A female large blue butterfly at the Daneway Banks nature reserve in Gloucestershire PA
The effect is probably already happening...
Extreme weather could threaten the existence of Britain’s butterflies, according to a new study.
Heat waves, cold snaps and heavy rain have probably already contributed to crashing populations of butterflies, the scientists behind the study say. And that same effect is likely to continue.
While scientists have long known that climate change can cause lasting and intense damage to ecosystems, scientists know a lot less about the way that shorter spells of extreme weather can affect them.
The new study looked at data from the UK Butterfly Monitoring Scheme to explore how butterfly populations have changed. That data includes information on populations from more than 1,800 sites in the UK across 37 years.
The team found that rainfall level during the cocoon life stage of butterflies adversely affected more than a quarter of butterfly species in the UK.
But the greatest harm was caused by extreme heat during the "over-wintering" life stage, which had an impact on more than half the species.
Study co-author Dr Aldina Franco, from the University of East Anglia, said: "This may be due to increased incidences of disease or potentially extreme hot temperatures acting as a cue for butterflies or their larvae to come out from over-wintering too early and subsequently (be) killed off by temperatures returning to colder conditions."

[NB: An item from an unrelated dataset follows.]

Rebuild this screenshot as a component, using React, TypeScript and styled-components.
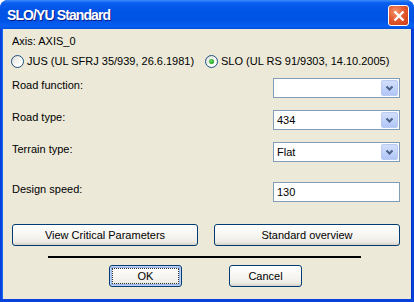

Hot weather was found to benefit warmth-loving adult butterflies, leading to a positive population change in more than a third of species.
However, on balance the bad effects of extreme weather events outweighed the good, said the scientists whose findings are published in The Journal Of Animal Ecology.

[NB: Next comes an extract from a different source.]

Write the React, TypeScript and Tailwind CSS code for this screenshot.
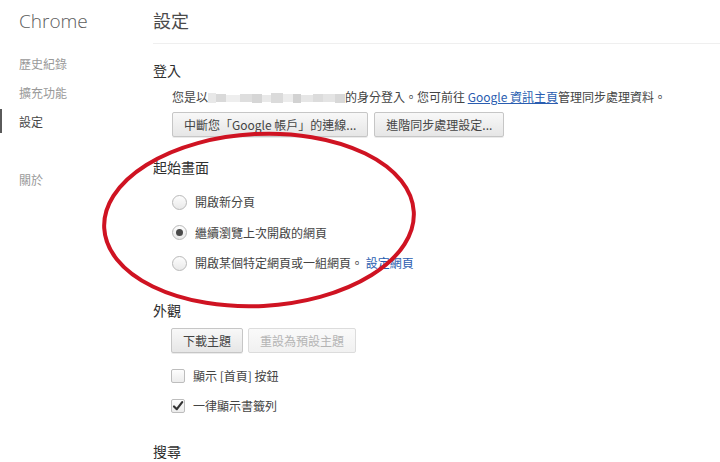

Dr Franco added: "Years with extreme warm summers and winters may have mixed effects. For example, this year was terrible for butterflies. Although the summer was warm the number of butterflies counted during the Big Butterfly Count was particularly low.
"Our study indicates that this could have resulted from the detrimental effects of the warm winter.
"For example, the recent low counts of Gatekeeper, Common Blue, Comma, Peacock and Small Tortoiseshell butterflies could be explained by our results due to their negative response to warm winters which was just experienced."
Lead author Osgur McDermott-Long, of the School of Environmental Sciences at UEA, said: "This is the first study to examine the effects of extreme climate events across all life stages of the UK butterflies from egg to adult butterfly.
"We wanted to identify sensitive life stages and unravel the role that life history traits play in species' sensitivity to ECEs.
"The study has demonstrated previously unknown sensitivities of our UK butterflies to extreme climatic events, which are becoming more frequent with climate change.
"Some of these effects are undoubtedly putting future populations at risk, such as extremely warm winters, however we've seen that warm and even climatically extreme hot summers may actually benefit butterflies."
Dr Tom Brereton, from Butterfly Conservation, who also took part in the research, said: "If we are to mitigate against extreme events as part of conservation efforts, in particular, we need a better understanding of the habitat conditions which can lead to successful survival of adult, pupal and over-wintering life stages of UK butterflies in these situations."